Growing Blockchain Size will ‘Kill Decentralization’

Those that cannot run a full version of the node can still download a lighter one. There are no exact figures available that estimate the number of full and light nodes separately. If Ethereum’s blockchain size goes on increasing indefinitely, it will likely render most miners out of sync. They may then switch to running light client versions.

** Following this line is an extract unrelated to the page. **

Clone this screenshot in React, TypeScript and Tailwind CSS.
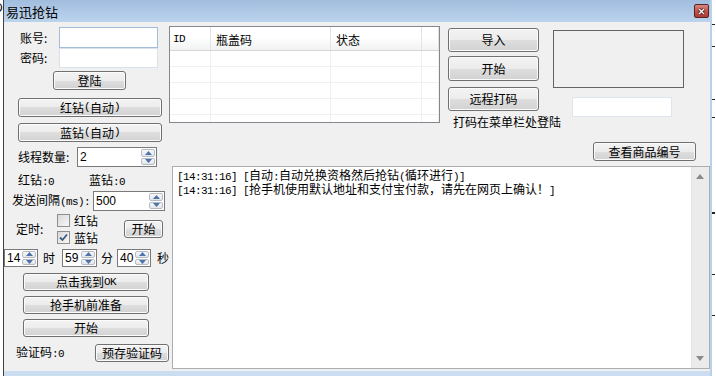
import type { ReactNode } from 'react'

// half-width (ascii) runs are drawn in a 6px-advance mono face, like SimSun's Latin glyphs
function Txt({ text }: { text: string }) {
  const parts = text.match(/[\x20-\x7e]+|[^\x20-\x7e]+/g) || []
  return (
    <>
      {parts.map((p, i) =>
        /[\x20-\x7e]/.test(p[0]) ? (
          <span key={i} className="whitespace-pre font-['Liberation_Mono',monospace] text-[11px] tracking-[-0.6px]">
            {p}
          </span>
        ) : (
          <span key={i}>{p}</span>
        ),
      )}
    </>
  )
}

function Btn({ label, className }: { label: string; className: string }) {
  return (
    <div
      className={`flex shrink-0 items-center justify-center rounded-[3px] border border-[#707070] bg-[linear-gradient(#f3f3f3,#ececec_50%,#dedede_50%,#d2d2d2)] text-[12px] leading-none shadow-[inset_0_0_0_1px_#fbfbfb] ${className}`}
    >
      <Txt text={label} />
    </div>
  )
}

function Arrow({ up }: { up?: boolean }) {
  return (
    <div className="flex flex-1 items-center justify-center rounded-[2px] border border-[#b6bcc6] bg-[linear-gradient(#f7f7f7,#e3e6ea)]">
      <svg width="7" height="4" viewBox="0 0 7 4">
        <path d={up ? 'M0 4 L3.5 0 L7 4 Z' : 'M0 0 L3.5 4 L7 0 Z'} fill="#4e73a8" />
      </svg>
    </div>
  )
}

function Spin({ value, className }: { value: string; className: string }) {
  return (
    <div className={`flex shrink-0 border border-[#7a7a7a] bg-white ${className}`}>
      <div className="flex flex-1 items-center pl-[2px] font-['Liberation_Sans',sans-serif] text-[12px] leading-none">
        {value}
      </div>
      <div className="flex w-[15px] flex-col gap-[1px] py-[1px] pr-[1px]">
        <Arrow up />
        <Arrow />
      </div>
    </div>
  )
}

function Check({ checked, label }: { checked?: boolean; label: string }) {
  return (
    <div className="flex h-[13px] items-center gap-[4px]">
      <div className="flex h-[13px] w-[13px] items-center justify-center border border-[#8e8f8f] bg-[linear-gradient(135deg,#d8d8d8,#f8f8f8)]">
        {checked ? (
          <svg width="9" height="9" viewBox="0 0 9 9">
            <path d="M1 4.5 L3.5 7 L8 1.5" fill="none" stroke="#3d5a86" strokeWidth="1.8" />
          </svg>
        ) : null}
      </div>
      <span>{label}</span>
    </div>
  )
}

function Row({ children, className }: { children: ReactNode; className: string }) {
  return <div className={`flex shrink-0 items-center ${className}`}>{children}</div>
}

function ListView() {
  const cols = ['w-[41px] pl-[3px]', 'w-[120px] pl-[5px]', 'w-[91px] pl-[5px]', 'flex-1']
  const heads = ['ID', '瓶盖码', '状态', '']
  return (
    <div className="mt-[4px] flex h-[97px] w-[271px] shrink-0 flex-col overflow-hidden border border-[#828790] bg-white">
      <div className="flex h-[24px] shrink-0 border-b border-[#d5d5d5] bg-[linear-gradient(#ffffff,#ffffff_45%,#f1f2f3)]">
        {heads.map((h, i) => (
          <div key={i} className={`flex items-center border-r border-[#e2e3e4] pt-[2px] ${cols[i]}`}>
            <Txt text={h} />
          </div>
        ))}
      </div>
      {[0, 1, 2, 3, 4].map((r) => (
        <div key={r} className="flex h-[16px] shrink-0 border-b border-[#f0f0f0]">
          {cols.map((c, i) => (
            <div key={i} className={`border-r border-[#f0f0f0] ${c}`} />
          ))}
        </div>
      ))}
    </div>
  )
}

export default function App() {
  return (
    <div className="flex h-[376px] w-[716px] overflow-hidden bg-white font-['Noto_Sans_CJK_SC',sans-serif] text-[12px] leading-none text-black">
      <div className="w-[3px] shrink-0 overflow-hidden">
        <span className="ml-[-6px] mt-[2px] block font-['Liberation_Sans',sans-serif] text-[12px]">D</span>
      </div>

      <div className="flex w-[709px] shrink-0 flex-col border-l border-r-2 border-l-[#3f3f3f] border-r-[#b9d1ea]">
        <div className="flex h-[22px] shrink-0 items-center bg-[linear-gradient(#a1bdde,#bcd3ec)]">
          <span className="ml-[2px] text-[13px]">易迅抢钻</span>
          <div className="ml-auto mr-[1px] flex h-[14px] w-[15px] items-center justify-center rounded-[2px] border border-[#5b2424] bg-[linear-gradient(#d88a80,#c2514a_50%,#b03c34)]">
            <svg width="7" height="7" viewBox="0 0 7 7">
              <path d="M1 1 L6 6 M6 1 L1 6" stroke="#3a1010" strokeWidth="2.6" />
              <path d="M1 1 L6 6 M6 1 L1 6" stroke="#ffffff" strokeWidth="1.4" />
            </svg>
          </div>
        </div>

        <div className="flex flex-1 bg-[#f0f0f0]">
          {/* left column */}
          <div className="flex w-[165px] shrink-0 flex-col">
            <Row className="mt-[5px] h-[21px]">
              <span className="ml-[16px] w-[39px]">账号:</span>
              <div className="h-full w-[99px] border border-[#a3bdd8] bg-white" />
            </Row>
            <Row className="h-[20px]">
              <span className="ml-[16px] w-[39px]">密码:</span>
              <div className="h-full w-[99px] border border-[#d9e1ea] bg-white" />
            </Row>
            <Btn label="登陆" className="ml-[49px] mt-[3px] h-[19px] w-[73px]" />
            <Btn label="红钻(自动)" className="ml-[14px] mt-[8px] h-[19px] w-[144px]" />
            <Btn label="蓝钻(自动)" className="ml-[14px] mt-[6px] h-[19px] w-[144px]" />
            <Row className="mt-[5px] h-[20px]">
              <span className="ml-[14px] w-[59px]">线程数量:</span>
              <Spin value="2" className="h-full w-[80px]" />
            </Row>
            <Row className="mt-[8px] h-[12px]">
              <span className="ml-[14px] w-[71px]">
                <Txt text="红钻:0" />
              </span>
              <span>
                <Txt text="蓝钻:0" />
              </span>
            </Row>
            <Row className="mt-[4px] h-[20px]">
              <span className="ml-[8px] w-[81px] whitespace-nowrap">
                <Txt text="发送间隔(ms):" />
              </span>
              <Spin value="500" className="h-full w-[72px]" />
            </Row>
            <Row className="mt-[3px] h-[30px]">
              <span className="ml-[12px] w-[41px]">定时:</span>
              <div className="flex w-[67px] flex-col gap-[4px]">
                <Check label="红钻" />
                <Check checked label="蓝钻" />
              </div>
              <Btn label="开始" className="h-[18px] w-[39px]" />
            </Row>
            <Row className="mt-[5px] h-[18px]">
              <Spin value="14" className="h-full w-[34px]" />
              <span className="ml-[5px] w-[19px]">时</span>
              <Spin value="59" className="h-full w-[35px]" />
              <span className="ml-[4px] w-[16px]">分</span>
              <Spin value="40" className="h-full w-[34px]" />
              <span className="ml-[6px]">秒</span>
            </Row>
            <Btn label="点击我到OK" className="ml-[19px] mt-[6px] h-[18px] w-[126px]" />
            <Btn label="抢手机前准备" className="ml-[19px] mt-[5px] h-[18px] w-[126px]" />
            <Btn label="开始" className="ml-[19px] mt-[5px] h-[18px] w-[126px]" />
            <Row className="mt-[7px] h-[18px]">
              <span className="ml-[12px] w-[81px]">
                <Txt text="验证码:0" />
              </span>
              <Btn label="预存验证码" className="h-full w-[74px]" />
            </Row>
          </div>

          {/* right area */}
          <div className="flex flex-1 flex-col">
            <div className="flex h-[144px] shrink-0">
              <ListView />
              <div className="ml-[8px] mt-[6px] flex w-[91px] shrink-0 flex-col">
                <Btn label="导入" className="h-[24px] w-[91px]" />
                <Btn label="开始" className="mt-[4px] h-[25px] w-[91px]" />
                <Btn label="远程打码" className="mt-[6px] h-[24px] w-[91px]" />
                <span className="ml-[5px] mt-[5px] whitespace-nowrap leading-[12px]">打码在菜单栏处登陆</span>
              </div>
              <div className="ml-[14px] mt-[8px] flex shrink-0 flex-col">
                <div className="h-[58px] w-[131px] border border-[#646464]" />
                <div className="ml-[19px] mt-[9px] h-[20px] w-[100px] border border-[#dfe5ec] bg-white" />
                <Btn label="查看商品编号" className="ml-[40px] mt-[25px] h-[19px] w-[103px]" />
              </div>
            </div>

            <div className="mb-[2px] ml-[3px] flex flex-1 border border-[#abadb3] bg-white">
              <div className="flex-1 pl-[4px] pt-[2px] leading-[12px]">
                <div className="whitespace-nowrap">
                  <Txt text="[14:31:16] [自动:自动兑换资格然后抢钻(循环进行)]" />
                </div>
                <div className="whitespace-nowrap">
                  <Txt text="[14:31:16] [抢手机使用默认地址和支付宝付款，请先在网页上确认！]" />
                </div>
              </div>
              <div className="flex w-[18px] flex-col justify-between border-l border-[#e4e4e4] bg-[#ebebeb] py-[7px] pl-[4px]">
                <svg width="8" height="5" viewBox="0 0 8 5">
                  <path d="M0 5 L4 0 L8 5 Z" fill="#8a8a8a" />
                </svg>
                <svg width="8" height="5" viewBox="0 0 8 5">
                  <path d="M0 0 L4 5 L8 0 Z" fill="#8a8a8a" />
                </svg>
              </div>
            </div>
          </div>
        </div>

        <div className="h-[5px] shrink-0 bg-[#cbddf0]" />
      </div>

      <div className="flex w-[4px] shrink-0 flex-col">
        <div className="mt-[24px] h-px w-[3px] bg-[#222]" />
        <div className="mt-[21px] h-px w-[3px] bg-[#222]" />
        <div className="mt-[52px] h-px w-[3px] bg-[#222]" />
        <div className="mt-[17px] h-px w-[3px] bg-[#222]" />
        <div className="mt-[94px] h-[2px] w-[3px] bg-[#222]" />
        <div className="mt-[60px] h-px w-[3px] bg-[#222]" />
        <div className="mt-[40px] h-px w-[3px] bg-[#222]" />
      </div>
    </div>
  )
}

“That Ethereum node count? Guarantee you those are mostly Light-Nodes doing absolutely zero validation work (checking headers isn’t validation). Don’t agree with that? Prove me wrong. Show me data.” – stopanddecrypt

“How about the author provides some data supporting their speculative claims? “Guarantee you” implies an appeal to authority, and given the above false claims and misunderstandings, the author has in my mind lost enough credibility to be taken seriously on matters of (Ethereum) protocols and networks.” -Gustav Simonsson

Such a situation where a few miners are the only ones left running full nodes will possibly lead to decentralized being threatened. What is worse is that it will never be publicly known when only a few miners are the ones left running full nodes while the rest have shifted to light versions.

Sharding May Also Fail to Solve the Problem

It has long been argued that sharding will help overcome the problem of Ethereum’s bloating blockchain. Sharding proposes splitting up the main chain into ‘n’ smaller shards such that nodes will be responsible for only validating transactions of only one shard and not the rest.

The idea is to make nodes validate more transactions in parallel and increase the number of transactions that can be handled by the network. However, if a few miners run the whole network, they can easily carry out a 51 percent attack and insert a malicious transaction in the blockchain. Due to such an occurrence, other honest nodes may not even realize that the shard header it just validated might be a malicious one.

A potential solution could be to implement a block size cap on transactions that occur on the Ethereum blockchain. A block size cap will be different from the currently existing gas limit. However, this will result in transaction fees increasing, and some dApps ceasing to function.

Ethereum Experts Respond

In response to stopanddecrypt’s post, Gustav Simonsson, an Ethereum core developer, published a rebuttal on May 25. He argued that there is a cap on Ethereum’s blocksize, stating that if the author can trust bitcoin miners to act in a way to maximize the value of bitcoin, then the author should also trust that Ethereum miners will not vote for block sizes that are excessive.

Also, Simonsson maintains that apps do not cripple the Ethereum network, but rather, “it simply pushes tx fees up to the point where people are willing to pay them, which generally overshoots (just like it does on Bitcoin) and then finds an equilibrium significantly lower than the peak.”

Responding to the claims that Ethereum underutilizes full nodes, Simonsson said that “any dedicated machine with a CPU from the last six years, 8GB of RAM and a modern SSD can process an Ethereum full node just fine (or several full nodes as run on my pretty modest server).”

He also goes on to state that no one knows how many nodes are required for a decentralized network, as we have yet to experience a large-scale attack to test the resilience of Bitcoin or Ethereum. The rebuttal also reminded readers that Ethereum is processing four times as many transactions as Bitcoin, illustrating a philosophical difference in approach between the two blockchain networks.